6月に日朝間の国際関係樹立のための交渉支援を終えた後、雲揚は釜山を出港し、対馬近海の測量を行いながら一旦長崎に帰港します。9月に入って改めて清国牛荘(遼寧省営口市)までの航路研究を命じられて出港。9月19日には月尾島(下の地図では月尾公園辺り)に投錨しています。
9月20日月尾島から北上し雲廉島の南辺りに再投錨し、カッターを出して江華島をめざします。報告書によると、この日、御国旗は掲げていませんでした。

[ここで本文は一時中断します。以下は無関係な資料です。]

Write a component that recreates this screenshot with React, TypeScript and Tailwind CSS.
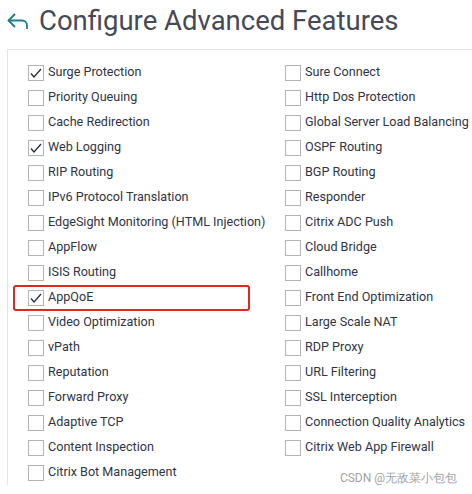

黄山島を経て江華島の第三砲台(草芝鎮)に至り、帰路、「測量及び諸事検捜、且つ当国官吏へ面会し万事尋問するため」第三砲台に上陸しようとしたところ、第三砲台営門前で突然朝鮮軍から大小砲にて砲撃され、持参の小銃にて応戦しましたが、益無しと判断しいったん本艦に戻ります。「此儘捨置くときは御国辱に相成、且つ軍艦の職務に欠く」ことになるという理由から、翌21日、雲揚は、壇上に御国旗を掲げて江華島第三砲台に近づき、砲撃を開始しました。朝鮮側も応戦しましたが、その砲弾は雲揚に届きませんでした。第三砲台周辺の海は、遠浅で潮流も激しくかつ暗礁があって上陸に適さなかったため、砲撃によりある程度第三砲台を破壊した後、第二砲台(黄山島)に陸戦隊を上陸させ朝鮮軍の陣地を焼き払いました。
22日は陸戦隊22名を永宗島(第一砲台)に上陸させ朝鮮側の35名余を殺害、大砲36門と小銃・槍・楽器などを戦利品として雲揚に持ち帰りました。日本側は負傷者2名、1名は帰艦後死亡しました。翌23日も上陸して前日運びきれなかった捕獲品を積み込み、28日に長崎に帰還しました。
どこの船籍かわからないカッターが砲台の周りを行ったり来たりすれば、上陸の可能性ありと判断し、防衛のために威嚇射撃するという事態は想定できたはずで、挑発し、砲撃させて、こちらから攻撃する口実としたのではないかと私は観ています。いずれにしてもこの江華島事件で朝鮮側は第一から第三砲台までを失いました。